Inspired by minimalist master Steve Reich, but drawing comparisons to sad-core ethereal artists SIOUXSIE, BJORK, TORI AMOS and PJ HARVEY, her inaugural home-made release was the 2004 demo, `Who Stole Petretski’s Thunder?’, a product she handed out at her gigs. As her work teaching at a nursery school took the proverbial back seat, BAT FOR LASHES took precedence as the Echo Label unveiled her debut single, `The Wizard’, in May 2006. A taster for Nat’s acclaimed long-play outing, FUR AND GOLD {*8} – a subsequent Mercury Music Prize and Brit Award nominee (Breakthrough Act and Female Solo Artist) – the record spent one week in the Top 50. Augmented by folkie Caroline Weeks, Ben Christophers, producer David Kosten, among others (singer Josh T. Pearson of LIFT TO EXPERIENCE was in hand for tracks `Trophy’ and `Seal Jubilee’), the sullen and slender multi-instrumentalist shimmered delicately on chamber-folk, fantasy-pop highlights `Sad Eyes’, `Prescilla’, `Horse And I’ and `What’s A Girl To Do?’ (the latter her first 45 for the Parlophone imprint). Issued a year later in the States on Caroline Records, there was an addition of her soulful B-side cover of SPRINGSTEEN’s `I’m On Fire’; incidentally, later flip-sides produced renditions of `A Forest’ (The CURE), `Use Somebody’ (KINGS OF LEON), `Lonely’ (TOM WAITS), `Strangelove’ (DEPECHE MODE) and `Wild Is The Wind’ (Dimitri Tiompkin & Ned Washington).

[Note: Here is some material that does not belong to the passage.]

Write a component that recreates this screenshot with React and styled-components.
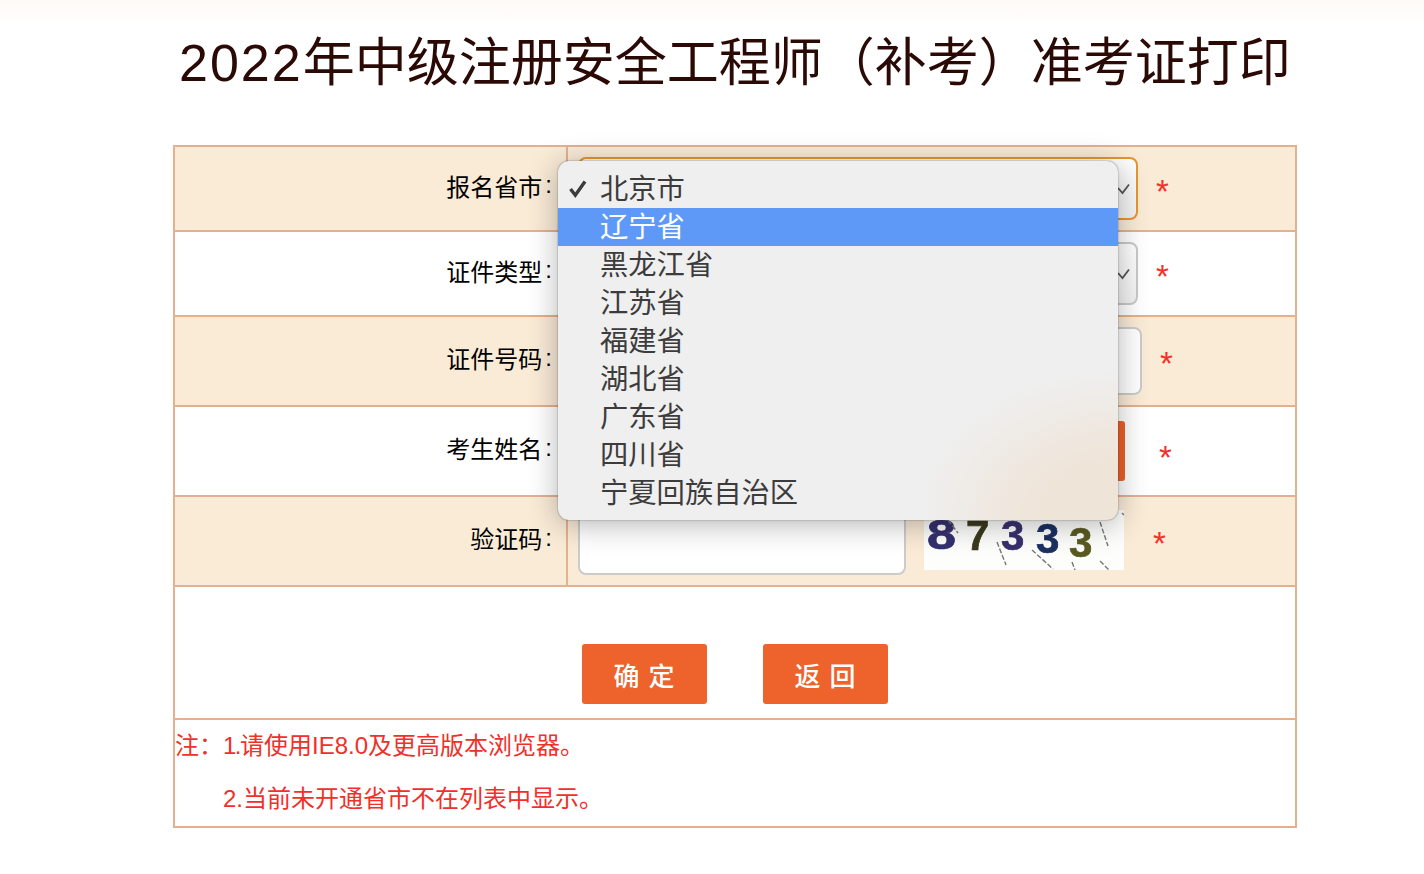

While subsequently residing in Brooklyn, New York, and not in any immediate hurry to unveil her sophomore set (her first for US major Astralwerks), BAT FOR LASHES reconvened with her familiar friends for TWO SUNS (2009) {*8}. A resounding success all over the continent and Top 5 on home-soil (as was the Top 40, Ivor Novello-winning `Daniel’), Natasha’s conceptual confessionals had a certain spiritual and dramatic duality that espoused class and quality. It concerned her hedonistic alter-ego Pearl. Building up to her duet with the esoteric SCOTT WALKER on anchor piece, `The Big Sleep’, Nat was on another sphere on tracks `Glass’, `Pearl’s Dream’, `Siren Song’ and `Two Planets’.
Another long three years would pass by until 2012’s THE HAUNTED MAN {*8}. An album that explored her inner self, but exposed by all her naked beauty on the cover shot (her bits hidden by the hands and legs of an equally “nekid” man slung over her shoulders!), record retailers would bat more than an eyelid for this BAT FOR LASHES concept – GAGA and Miley were not impressed. The Top 10 (US #64) album again hinted on the “Pearl” aspect of her mind-set; the un-flowering of `Oh Yeah’ and follow-on piece `Laura’, earthy and intimate. Remarkably in some respects to SINEAD O’CONNOR or KATE BUSH (with hints of say, ANNIE LENNOX), Nat’s lush, fairytale ballad style was best served by the opening triumvirate of `Lilies’, `All Your Gold’ and `Horses Of The Sun’.
Examining more closely folk songs from overseas; one song in particular, `The Bride’, stemming from pre-revolution Iran, Nat took time away from BFL to issue a single version of the track with TOY’s Dan Carey, her producer. From this collaboration in 2013 to the pair’s (and TOY’s) psych-folk cosmo covers set in autumn 2015, under the eponymous umbrella of SEXWITCH, Khan was gearing up for her fourth album.
Named after the aforesaid 7-inch and an accompanying short film premiered at the Tribeca Festival, the Top 10 THE BRIDE (2016) {*7} (concerning a fictitious woman whose fiance was killed en route to the church) once more, added another dimension to the doom and gloom of some harrowing subject matter. Not since BJORK’s `Selma Songs’ set (aka indie movie, Dancer In The Dark) had one intercepted something so sombre and slightly shocking. From the opening nuptials of `I Do’ (also released as a single), to the grieving `In God’s House’ and `Widow’s Peak’, Khan’s own surreal honeymoon period was possibly of the fluttering and fragile variety. Immaculately picturesque and folk-balladry in its mournful concept, tracks such as `Honeymooning Alone’, `I Will Love Again’ and `Joe’s Dream’, just about said it all without raising the obvious spoiler alert.